Bankruptcy proceedings can be a scary, stressful time. From the mountains of paperwork to the never-ending deadlines throughout the process, it’s common for people to be confused as they fumble through the necessary steps in their quest to get to that elusive discharge order.
Types of Bankruptcy Proceedings
For individuals, there are two types of bankruptcy proceeding options: Chapter 7 and Chapter 13. When deciding which proceeding is right for you, make sure to take into account the various assets you own.
Chapter 7 is the most common bankruptcy proceeding. Generally the best option for those who have few personal assets, it’s the most straightforward option for anyone wanting/needing to declare bankruptcy.
With the help of a lawyer, you’ll submit income statements, asset verifications and tax return documents. In order to ensure your proceedings have as few complications as possible, make sure to collect your information and documents prior to actually filing.
Chapter 13 proceedings best serve individuals who have ample assets (investment properties, significant savings, etc.). In this type of bankruptcy proceeding, the goal is not to discharge the amounts owed—it is to work with your creditors to reduce the amount owed or to establish monthly payments that will help you eventually pay back your debts.
For most Chapter 13 proceedings, once the payment arrangements are agreed upon, bankruptcy is declared but the actual process continues for years (typically, payment timelines are 3-5 years).
The Bankruptcy Process
Most bankruptcy proceedings follow the same procedures:
- Within 180 days of filing your bankruptcy request in court, you usually must complete pre-bankruptcy counseling
- Once your counseling is complete, you will next file either Chapter 7 or 13
- Immediately after filing your official documents, an Automatic Stay is issued by the court. This order stops all collection proceedings while your bankruptcy case is processed
- With the case opened and the Automatic Stay issued, your next responsibility is to complete post-filing debtor education courses. These courses will teach you about setting a budget and managing your money well
- 3-4 months after filing, your discharge order will be complete
Cautions about Bankruptcy
Bankruptcy doesn’t magically make all of your debts disappear without consequence. Debts such as student loans and IRS tax balances are not included in bankruptcy proceedings—you still must pay back whatever you owe for these types of debt.

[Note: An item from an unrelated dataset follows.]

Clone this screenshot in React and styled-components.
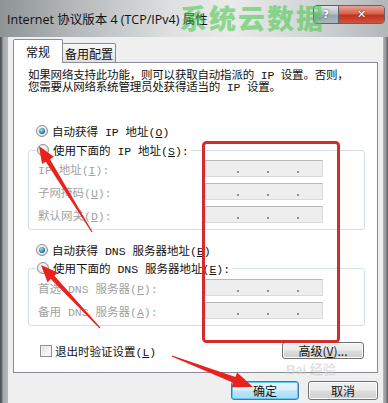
import React from "react";
import styled, { createGlobalStyle, css } from "styled-components";

const Global = createGlobalStyle`
  html, body { margin: 0; padding: 0; background: #7a7e81; }
  #root { width: 388px; height: 403px; }
  * { box-sizing: border-box; }
`;

const UI = `"Noto Sans CJK SC", "Microsoft YaHei", sans-serif`;
const SONG = `"Liberation Mono", "Noto Sans CJK SC", monospace`;

const Screen = styled.div`
  position: relative;
  width: 388px;
  height: 403px;
  overflow: hidden;
  display: flex;
  flex-direction: column;
  background: linear-gradient(
    90deg,
    #47494b 0px,
    #6c6f72 2px,
    #a4a8ab 3px,
    #b4b8bb 8px,
    #b4b8bb 383px,
    #8d9194 386px,
    #5c5f62 388px
  );
`;

const TitleBar = styled.div`
  height: 37px;
  flex: none;
  display: flex;
  align-items: center;
  padding: 0 3px 0 7px;
  background: linear-gradient(
    90deg,
    #8e9396 0%,
    #b6babc 20%,
    #dfe1e2 45%,
    #e9eaea 60%,
    #d2d5d7 80%,
    #b3b7ba 100%
  );
`;

const Title = styled.div`
  flex: 1;
  font-family: "Open Sans", "Noto Sans CJK SC", sans-serif;
  font-size: 12.5px;
  color: #111;
  white-space: nowrap;
`;

const CaptionGroup = styled.div`
  align-self: flex-start;
  margin-top: 5px;
  display: flex;
  border: 1px solid #5d6366;
  border-radius: 4px;
  overflow: hidden;
  height: 19px;
`;

const CaptionButton = styled.div`
  width: ${(p) => p.$w}px;
  height: 100%;
  display: flex;
  align-items: center;
  justify-content: center;
  font-family: "DejaVu Sans", sans-serif;
  font-weight: bold;
  font-size: 11px;
  color: #fff;
  text-shadow: 0 0 2px #333;
  background: ${(p) =>
    p.$close
      ? "linear-gradient(180deg, #e8a496 0%, #d7604a 45%, #c2341c 55%, #d2533d 100%)"
      : "linear-gradient(180deg, #dfe4e8 0%, #b7c1c8 45%, #97a5ae 55%, #aab7bf 100%)"};
  & + & {
    border-left: 1px solid #5d6366;
  }
`;

const Body = styled.div`
  flex: 1;
  margin: 0 5px 0 8px;
  padding: 2px 5px 0 5px;
  background: #efefef;
  display: flex;
  flex-direction: column;
`;

const Tabs = styled.div`
  display: flex;
  align-items: flex-end;
  height: 24px;
`;

const Tab = styled.div`
  font-family: ${UI};
  font-size: 12px;
  color: #111;
  border: 1px solid #898c95;
  border-bottom: none;
  border-radius: 2px 2px 0 0;
  display: flex;
  justify-content: center;
  ${(p) =>
    p.$active
      ? css`
          position: relative;
          z-index: 1;
          width: 50px;
          height: 24px;
          background: #fff;
          align-items: center;
          padding-bottom: 1px;
        `
      : css`
          width: 54px;
          height: 19px;
          margin-left: -1px;
          margin-bottom: 1px;
          background: linear-gradient(180deg, #f7f7f7 0%, #ececec 50%, #e0e0e0 100%);
          align-items: center;
        `}
`;

const Panel = styled.div`
  margin-top: -1px;
  background: #fff;
  border: 1px solid #898c95;
  padding: 0 12px 13px 14px;
  display: flex;
  flex-direction: column;
  font-family: ${SONG};
  font-size: 11.5px;
  color: #111;
`;

const Intro = styled.p`
  margin: 7px 0 0 0;
  line-height: 12px;
  white-space: nowrap;
  letter-spacing: -0.2px;
`;

const RadioRow = styled.label`
  display: flex;
  align-items: center;
  gap: 4px;
  height: 18px;
  padding-left: 8px;
  margin-top: ${(p) => p.$mt || 0}px;
  white-space: nowrap;
`;

const RadioDot = styled.span`
  flex: none;
  width: 12px;
  height: 12px;
  border-radius: 50%;
  border: 1px solid #8c9093;
  background: radial-gradient(circle at 40% 35%, #ffffff 0%, #e6e8ea 55%, #c6cacd 100%);
  display: inline-flex;
  align-items: center;
  justify-content: center;
  ${(p) =>
    p.$checked &&
    css`
      &::after {
        content: "";
        width: 6px;
        height: 6px;
        border-radius: 50%;
        background: radial-gradient(circle at 40% 35%, #9fe6fa 0%, #2f86ad 55%, #153d57 100%);
      }
    `}
`;

const Group = styled.div`
  margin-top: ${(p) => p.$mt}px;
  border: 1px solid #d5dfe5;
  border-radius: 3px;
  padding: 0 0 6px 9px;
  display: flex;
  flex-direction: column;
`;

const GroupCaption = styled(RadioRow)`
  align-self: flex-start;
  margin-top: -10px;
  margin-left: -2px;
  padding: 0 2px 0 1px;
  background: #fff;
`;

const Fields = styled.div`
  display: flex;
  flex-direction: column;
  gap: 6px;
  padding-top: ${(p) => p.$pt}px;
`;

const FieldRow = styled.div`
  display: grid;
  grid-template-columns: 167px 118px;
  align-items: center;
  height: 17px;
`;

const FieldLabel = styled.span`
  color: #a2a2a2;
  white-space: nowrap;
`;

const IpField = styled.div`
  width: 118px;
  height: 17px;
  border: 1px solid #dadada;
  border-top-color: #b9b9b9;
  background: #eeeeee;
  display: flex;
  align-items: center;
  padding-left: 31px;
  gap: 28px;
`;

const Dot = styled.span`
  width: 2px;
  height: 2px;
  margin-top: 6px;
  background: #8f8f8f;
`;

const BottomRow = styled.div`
  display: flex;
  align-items: center;
  justify-content: space-between;
  height: 17px;
  margin-top: 16px;
  padding: 0 1px 0 12px;
`;

const CheckLabel = styled.label`
  display: flex;
  align-items: center;
  gap: 3px;
  white-space: nowrap;
`;

const CheckBox = styled.span`
  width: 12px;
  height: 12px;
  border: 1px solid #8f8f8f;
  background: linear-gradient(135deg, #dcdcdc 0%, #f4f4f4 60%, #ffffff 100%);
  box-shadow: inset 0 0 0 1px #f2f2f2;
`;

const Button = styled.div`
  width: ${(p) => p.$w}px;
  height: ${(p) => p.$h || 17}px;
  border: 1px solid ${(p) => (p.$default ? "#3d7bad" : "#707070")};
  border-radius: 3px;
  display: flex;
  align-items: center;
  justify-content: center;
  font-family: ${UI};
  font-size: 12px;
  color: #111;
  white-space: nowrap;
  background: ${(p) =>
    p.$default
      ? "linear-gradient(180deg, #eaf6fd 0%, #d9f0fc 48%, #bee6fd 52%, #a7d9f5 100%)"
      : "linear-gradient(180deg, #f2f2f2 0%, #ebebeb 48%, #dddddd 52%, #cfcfcf 100%)"};
  box-shadow: inset 0 0 0 1px ${(p) => (p.$default ? "#5fc8f0" : "#fcfcfc")};
`;

const DialogButtons = styled.div`
  margin-top: 8px;
  display: flex;
  justify-content: flex-end;
  gap: 9px;
`;

const Overlay = styled.svg`
  position: absolute;
  left: 0;
  top: 0;
  pointer-events: none;
`;

const Watermark = styled.div`
  position: absolute;
  left: 180px;
  top: 2px;
  font-family: ${UI};
  font-weight: 900;
  font-size: 27px;
  line-height: 32px;
  letter-spacing: 2px;
  color: rgba(60, 200, 60, 0.55);
  pointer-events: none;
  white-space: nowrap;
`;

const BaiduMark = styled.div`
  position: absolute;
  left: 286px;
  top: 359px;
  font-family: "Liberation Sans", "Noto Sans CJK SC", sans-serif;
  font-weight: bold;
  font-size: 13px;
  color: rgba(200, 200, 200, 0.55);
  pointer-events: none;
  white-space: nowrap;
`;

function arrowPath(tx, ty, px, py, headLen, headHalf, shaftHalf) {
  const dx = px - tx;
  const dy = py - ty;
  const len = Math.hypot(dx, dy);
  const ux = dx / len;
  const uy = dy / len;
  const nx = -uy;
  const ny = ux;
  const bx = px - ux * headLen;
  const by = py - uy * headLen;
  const pts = [
    [tx + nx * 0.6, ty + ny * 0.6],
    [bx + nx * shaftHalf, by + ny * shaftHalf],
    [bx + nx * headHalf, by + ny * headHalf],
    [px, py],
    [bx - nx * headHalf, by - ny * headHalf],
    [bx - nx * shaftHalf, by - ny * shaftHalf],
    [tx - nx * 0.6, ty - ny * 0.6],
  ];
  return "M" + pts.map((p) => p[0].toFixed(1) + " " + p[1].toFixed(1)).join(" L") + " Z";
}

const arrows = [
  [92, 232, 39, 146, 17, 7, 2.5],
  [100, 328, 41, 265, 17, 7, 2.5],
  [172, 356, 253, 387, 20, 8, 3],
];

const Acc = ({ k }) => (
  <>
    (<u>{k}</u>)
  </>
);

const Ip = () => (
  <IpField>
    <Dot />
    <Dot />
    <Dot />
  </IpField>
);

export default function App() {
  return (
    <>
      <Global />
      <Screen>
        <TitleBar>
          <Title>Internet 协议版本 4 (TCP/IPv4) 属性</Title>
          <CaptionGroup>
            <CaptionButton $w={24}>?</CaptionButton>
            <CaptionButton $w={46} $close>
              ✕
            </CaptionButton>
          </CaptionGroup>
        </TitleBar>
        <Body>
          <Tabs>
            <Tab $active>常规</Tab>
            <Tab>备用配置</Tab>
          </Tabs>
          <Panel>
            <Intro>
              如果网络支持此功能，则可以获取自动指派的 IP 设置。否则，
              <br />
              您需要从网络系统管理员处获得适当的 IP 设置。
            </Intro>
            <RadioRow $mt={28}>
              <RadioDot $checked />
              <span>
                自动获得 IP 地址<Acc k="O" />
              </span>
            </RadioRow>
            <Group $mt={10}>
              <GroupCaption>
                <RadioDot />
                <span>
                  使用下面的 IP 地址<Acc k="S" />:
                </span>
              </GroupCaption>
              <Fields $pt={1}>
                <FieldRow>
                  <FieldLabel>
                    IP 地址<Acc k="I" />:
                  </FieldLabel>
                  <Ip />
                </FieldRow>
                <FieldRow>
                  <FieldLabel>
                    子网掩码<Acc k="U" />:
                  </FieldLabel>
                  <Ip />
                </FieldRow>
                <FieldRow>
                  <FieldLabel>
                    默认网关<Acc k="D" />:
                  </FieldLabel>
                  <Ip />
                </FieldRow>
              </Fields>
            </Group>
            <RadioRow $mt={11}>
              <RadioDot $checked />
              <span>
                自动获得 DNS 服务器地址<Acc k="B" />
              </span>
            </RadioRow>
            <Group $mt={9}>
              <GroupCaption>
                <RadioDot />
                <span>
                  使用下面的 DNS 服务器地址<Acc k="E" />:
                </span>
              </GroupCaption>
              <Fields $pt={2}>
                <FieldRow>
                  <FieldLabel>
                    首选 DNS 服务器<Acc k="P" />:
                  </FieldLabel>
                  <Ip />
                </FieldRow>
                <FieldRow>
                  <FieldLabel>
                    备用 DNS 服务器<Acc k="A" />:
                  </FieldLabel>
                  <Ip />
                </FieldRow>
              </Fields>
            </Group>
            <BottomRow>
              <CheckLabel>
                <CheckBox />
                <span>
                  退出时验证设置<Acc k="L" />
                </span>
              </CheckLabel>
              <Button $w={82}>
                高级<Acc k="V" />...
              </Button>
            </BottomRow>
          </Panel>
          <DialogButtons>
            <Button $w={68} $h={19} $default>
              确定
            </Button>
            <Button $w={70} $h={19}>
              取消
            </Button>
          </DialogButtons>
        </Body>
        <Watermark>系统云数据</Watermark>
        <BaiduMark>Bai 经验</BaiduMark>
        <Overlay width="388" height="403" viewBox="0 0 388 403">
          <rect
            x="203.5"
            y="142.5"
            width="135"
            height="199"
            rx="3"
            fill="none"
            stroke="#d42c2a"
            strokeWidth="3"
          />
          {arrows.map((a, i) => (
            <path key={i} d={arrowPath(...a)} fill="#e8231f" />
          ))}
        </Overlay>
      </Screen>
    </>
  );
}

Furthermore, obtaining a discharge order doesn’t absolve you from all potential debt collection activities.
For instance, if your mortgage is included in your bankruptcy proceedings, you might not be personally liable for the mortgage balance once your case is closed, but that doesn’t mean you’ll be able to stay in the house. Legally, the bankruptcy trustee can sell off these assets in an attempt to resolve the original lender’s interest/investment in the property.
Moving Forward with Bankruptcy Proceedings
Before opting to file any type of bankruptcy, it’s important to fully analyze your financial situation. Considering that bankruptcy files remain on your credit report for at least 7-10 years, the decision to move forward with proceedings should not taken lightly.
Seek out the support you need to make an informed decision and make sure you understand all aspects of the process and its ramifications before you sign on the dotted line.